Thursday was a momentous day. After 20 years of marriage, I signed a separation agreement. The signing marks closure on the process that began three years ago and the next turn towards divorce. And it compels me to share a few thoughts on marriage, divorce, friendship and support.
Certainly very few people enter a marriage with the hope that it will dissolve and end in divorce. We cast our hopes and dreams for happily-ever-after into a life with another. Some are fortunate to have children and some are fortunate to evolve into healthier, happier and wealthier people as a couple. Some are not so fortunate and acquire debt of many sorts. Throughout the course of marriage, times ebb and flow for better and for worse, in sickness and health, in times of giving and receiving.
Within this marriage of two individuals, there is an entity that takes on a life of its own. It’s no longer Pat and Chris or Jamie and Robin, but patandchris or jamieandrobin. When a marriage dissolves, this joint entity dies. And with this death, the hopes and dreams of happily-ever-after shatter. And whatever equity or debt acquired, divides in divorce.
Regardless of who instigated the separation or for what reasons, the death of this entity is sad.
However, there seems little empathy or permission to grieve.
The gamut of responses when hearing of the demise range from shock at a seemingly happy marriage dissolving to congratulations to blame to avoidance of the potential contagious-divorcee to fear of a cougar-on-the-prowl.
A word of advice for friends
A suggestion, the best response is, “I’m sorry to hear that” or “I’m sorry for your loss.” And continue to be a friend.
Perhaps you feel afraid that if a seemingly happy, healthy relationship like theirs can dissolve, yours can, too. If so, that’s completely valid. Perhaps a counselling session for you and your partner would be helpful? If you fear the conversation with your partner, here are a few sentences could start the conversation, “I’m concerned….their relationship seemed really good, and yet it fell apart. I fear that could happen to ours. Will you attend a counselling session with me? I think it may be helpful to <<validate the health of ours>> <<discuss any issues before they become irreconcilable>>…”

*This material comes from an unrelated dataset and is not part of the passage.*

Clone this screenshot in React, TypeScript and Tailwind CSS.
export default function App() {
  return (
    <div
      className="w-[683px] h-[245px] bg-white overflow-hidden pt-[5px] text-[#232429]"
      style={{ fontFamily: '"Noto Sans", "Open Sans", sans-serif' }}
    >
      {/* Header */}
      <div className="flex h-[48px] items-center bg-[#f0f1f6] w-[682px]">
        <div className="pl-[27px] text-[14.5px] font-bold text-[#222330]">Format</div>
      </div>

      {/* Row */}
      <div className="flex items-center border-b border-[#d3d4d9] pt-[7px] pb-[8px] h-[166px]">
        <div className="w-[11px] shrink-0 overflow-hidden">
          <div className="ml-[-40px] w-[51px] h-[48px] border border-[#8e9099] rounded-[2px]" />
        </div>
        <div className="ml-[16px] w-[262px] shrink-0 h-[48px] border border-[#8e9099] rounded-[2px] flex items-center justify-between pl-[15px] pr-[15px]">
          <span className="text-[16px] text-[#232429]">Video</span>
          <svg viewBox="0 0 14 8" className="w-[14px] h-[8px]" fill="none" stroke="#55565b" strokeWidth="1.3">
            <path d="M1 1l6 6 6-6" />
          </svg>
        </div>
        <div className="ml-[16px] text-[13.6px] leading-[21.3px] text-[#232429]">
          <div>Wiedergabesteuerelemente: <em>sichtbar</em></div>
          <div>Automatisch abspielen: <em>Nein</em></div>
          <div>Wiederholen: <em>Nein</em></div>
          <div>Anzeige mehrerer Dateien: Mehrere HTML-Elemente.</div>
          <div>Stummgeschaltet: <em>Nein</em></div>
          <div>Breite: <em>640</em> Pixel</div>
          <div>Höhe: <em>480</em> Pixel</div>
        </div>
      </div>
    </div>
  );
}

If your partner is uninterested, perhaps a session on your own would be helpful? It’s okay for you to feel the loss of the entity that was your friend’s marriage. You may not be suffering the significant loss your friend is, but you, too, have lost something in the death of the entity of their marriage.
If it’s you or a loved one in the midst of a dissolving marriage, recognize that grieving is completely appropriate. It is SO okay to seek out grief counselling or other support. Nobody should judge you, and if they do, perhaps they’re not worth being in your circle of friends.

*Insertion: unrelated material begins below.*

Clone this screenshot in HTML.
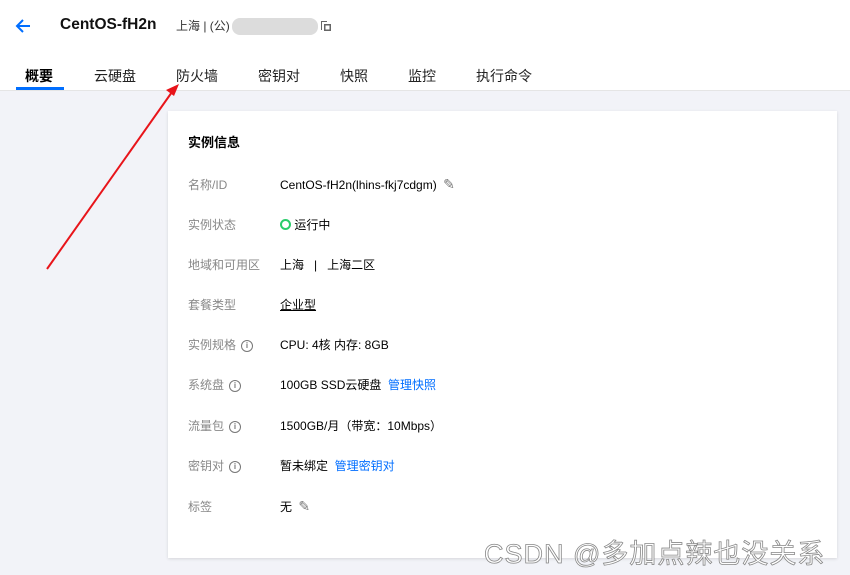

If you find yourself in the midst of a marital breakup and you feel alone in the separation endeavour that looms before you, feel free to reach out to me. It really sucks to suddenly be separated not only from your best friend and your next of kin, but also from the people you always thought of as friends.
I sincerely thank the family, friends and frolleagues who have stood beside me through this process–and especially those who’ve carried me at times. I am forever indebted to those who have walked this path before me and guided me forward. Thank you!